The Western is another genre from which inspiration is drawn. The Canadian Rockies, the four horse-riding primates and a young, mute girl they discover (played by expressive-eyed Miller) recall Robert Altman’s McCabe and Mrs Miller and John Ford’s The Searchers amongst others.
What makes War so thrilling are the FX miracles hard-earned by those folks at Weta. This Apes trilogy has been a consistent technical marvel, but the work here is its finest hour. The snow-soaked fur, the subtle facial expressions, everything combines to sell you on a world where apes speak (even if most still sign). Will this be the film to win the reboot series its long-deserved Best Visual Effects Oscar?

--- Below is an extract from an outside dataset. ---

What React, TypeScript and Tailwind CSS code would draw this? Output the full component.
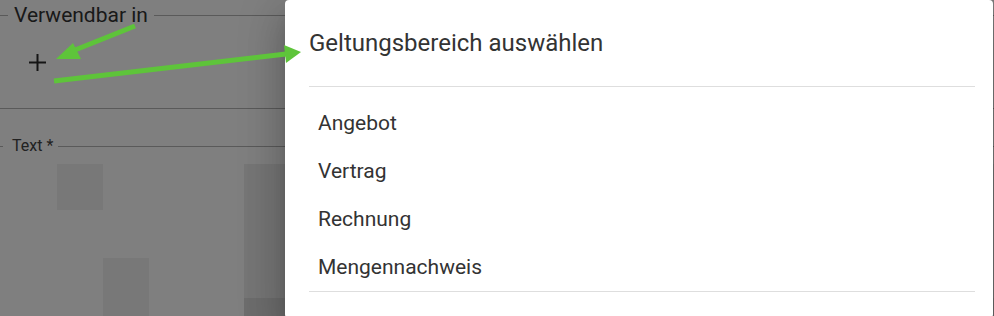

It should also bag Andy Serkis a Best Actor Oscar, or a nom at least. Acting behind photorealistic simian features, his Caesar traverses a range of emotions and hardships on his quest to protect his tribe.
Harrelson, part Apocalypse Now’s Colonel Kurtz, part crazed cult leader, is an enjoyably hammy foil. Konoval, behind lots of mo-cap as orangutan Maurice, and Steve Zahn as erratic chimp comic relief Bad Ape (ironically named) also take home key performance plaudits.
Action spectacle is present and correct, but there is joy in just looking around the world the filmmakers have created. Small touches such as “Bedtime for Bonzo” scrawled on a soldier’s helmet or gorillas siding with humans nicknamed “donkeys” (part packhorse, part Donkey Kong) all breathe further life into the series’ universe.
Elsewhere, subplots and character names further suggest how future events will bring about the original Planet of the Apes (a reboot of which is almost guaranteed). And Reeves cannot resist a political swipe, with the monstrous Colonel forcing simian slave labour to construct a giant wall to repel undesirables.
Kong: Skull Island was throwaway monkey business. This should be the movie for which you truly go ape.